Task to carry out =>
Skip every picture and transcribe the remaining material exactly.

Provided data =>
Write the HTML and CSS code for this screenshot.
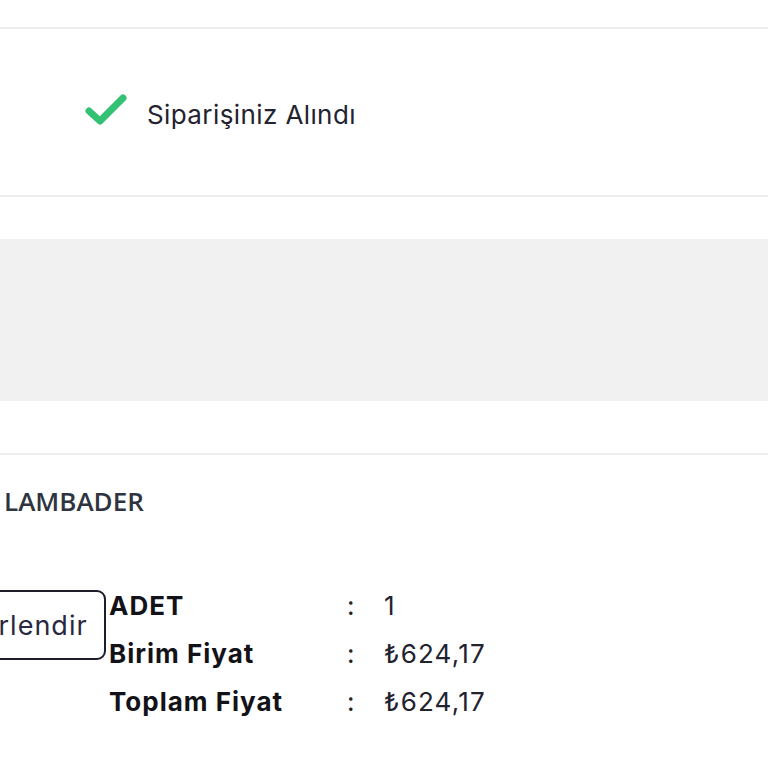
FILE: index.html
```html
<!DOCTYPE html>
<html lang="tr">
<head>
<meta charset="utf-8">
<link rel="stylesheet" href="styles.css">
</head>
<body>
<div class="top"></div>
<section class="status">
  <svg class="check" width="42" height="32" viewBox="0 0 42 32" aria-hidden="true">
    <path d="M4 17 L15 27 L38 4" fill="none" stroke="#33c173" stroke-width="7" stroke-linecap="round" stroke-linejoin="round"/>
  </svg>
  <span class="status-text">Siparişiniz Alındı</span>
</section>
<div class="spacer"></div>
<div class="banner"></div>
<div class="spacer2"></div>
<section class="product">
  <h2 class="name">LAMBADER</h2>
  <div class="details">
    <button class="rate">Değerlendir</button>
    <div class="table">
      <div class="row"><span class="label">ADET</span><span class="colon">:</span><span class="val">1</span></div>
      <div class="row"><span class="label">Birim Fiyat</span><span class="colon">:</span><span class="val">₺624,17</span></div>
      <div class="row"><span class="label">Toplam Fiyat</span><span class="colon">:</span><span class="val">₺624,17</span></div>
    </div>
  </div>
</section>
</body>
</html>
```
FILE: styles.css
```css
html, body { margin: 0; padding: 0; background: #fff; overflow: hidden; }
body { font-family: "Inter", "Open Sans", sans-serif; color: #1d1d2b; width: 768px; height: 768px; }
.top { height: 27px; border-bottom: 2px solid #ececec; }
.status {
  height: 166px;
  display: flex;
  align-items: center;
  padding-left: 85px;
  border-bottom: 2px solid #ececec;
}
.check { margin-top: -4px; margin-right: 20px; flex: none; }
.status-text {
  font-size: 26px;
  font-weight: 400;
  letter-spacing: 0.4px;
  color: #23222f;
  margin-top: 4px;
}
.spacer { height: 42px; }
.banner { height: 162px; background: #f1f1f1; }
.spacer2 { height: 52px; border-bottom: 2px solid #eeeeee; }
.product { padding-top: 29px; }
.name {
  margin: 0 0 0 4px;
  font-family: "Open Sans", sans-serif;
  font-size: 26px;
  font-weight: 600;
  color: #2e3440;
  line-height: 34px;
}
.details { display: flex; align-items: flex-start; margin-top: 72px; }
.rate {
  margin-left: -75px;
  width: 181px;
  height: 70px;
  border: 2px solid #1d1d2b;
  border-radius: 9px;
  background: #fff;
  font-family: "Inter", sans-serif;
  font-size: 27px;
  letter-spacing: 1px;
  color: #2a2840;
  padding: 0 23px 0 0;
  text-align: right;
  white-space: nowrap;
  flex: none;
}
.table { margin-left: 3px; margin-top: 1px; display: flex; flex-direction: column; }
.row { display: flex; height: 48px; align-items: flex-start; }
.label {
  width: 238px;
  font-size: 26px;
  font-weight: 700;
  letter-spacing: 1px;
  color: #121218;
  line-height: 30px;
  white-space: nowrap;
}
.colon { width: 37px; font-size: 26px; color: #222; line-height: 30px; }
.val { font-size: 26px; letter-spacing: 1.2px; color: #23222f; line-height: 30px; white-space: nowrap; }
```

Result =>
Write the HTML and CSS code for this screenshot.
FILE: index.html
```html
<!DOCTYPE html>
<html lang="tr">
<head>
<meta charset="utf-8">
<link rel="stylesheet" href="styles.css">
</head>
<body>
<div class="top"></div>
<section class="status">
  <svg class="check" width="42" height="32" viewBox="0 0 42 32" aria-hidden="true">
    <path d="M4 17 L15 27 L38 4" fill="none" stroke="#33c173" stroke-width="7" stroke-linecap="round" stroke-linejoin="round"/>
  </svg>
  <span class="status-text">Siparişiniz Alındı</span>
</section>
<div class="spacer"></div>
<div class="banner"></div>
<div class="spacer2"></div>
<section class="product">
  <h2 class="name">LAMBADER</h2>
  <div class="details">
    <button class="rate">Değerlendir</button>
    <div class="table">
      <div class="row"><span class="label">ADET</span><span class="colon">:</span><span class="val">1</span></div>
      <div class="row"><span class="label">Birim Fiyat</span><span class="colon">:</span><span class="val">₺624,17</span></div>
      <div class="row"><span class="label">Toplam Fiyat</span><span class="colon">:</span><span class="val">₺624,17</span></div>
    </div>
  </div>
</section>
</body>
</html>
```
FILE: styles.css
```css
html, body { margin: 0; padding: 0; background: #fff; overflow: hidden; }
body { font-family: "Inter", "Open Sans", sans-serif; color: #1d1d2b; width: 768px; height: 768px; }
.top { height: 27px; border-bottom: 2px solid #ececec; }
.status {
  height: 166px;
  display: flex;
  align-items: center;
  padding-left: 85px;
  border-bottom: 2px solid #ececec;
}
.check { margin-top: -4px; margin-right: 20px; flex: none; }
.status-text {
  font-size: 26px;
  font-weight: 400;
  letter-spacing: 0.4px;
  color: #23222f;
  margin-top: 4px;
}
.spacer { height: 42px; }
.banner { height: 162px; background: #f1f1f1; }
.spacer2 { height: 52px; border-bottom: 2px solid #eeeeee; }
.product { padding-top: 29px; }
.name {
  margin: 0 0 0 4px;
  font-family: "Open Sans", sans-serif;
  font-size: 26px;
  font-weight: 600;
  color: #2e3440;
  line-height: 34px;
}
.details { display: flex; align-items: flex-start; margin-top: 72px; }
.rate {
  margin-left: -75px;
  width: 181px;
  height: 70px;
  border: 2px solid #1d1d2b;
  border-radius: 9px;
  background: #fff;
  font-family: "Inter", sans-serif;
  font-size: 27px;
  letter-spacing: 1px;
  color: #2a2840;
  padding: 0 23px 0 0;
  text-align: right;
  white-space: nowrap;
  flex: none;
}
.table { margin-left: 3px; margin-top: 1px; display: flex; flex-direction: column; }
.row { display: flex; height: 48px; align-items: flex-start; }
.label {
  width: 238px;
  font-size: 26px;
  font-weight: 700;
  letter-spacing: 1px;
  color: #121218;
  line-height: 30px;
  white-space: nowrap;
}
.colon { width: 37px; font-size: 26px; color: #222; line-height: 30px; }
.val { font-size: 26px; letter-spacing: 1.2px; color: #23222f; line-height: 30px; white-space: nowrap; }
```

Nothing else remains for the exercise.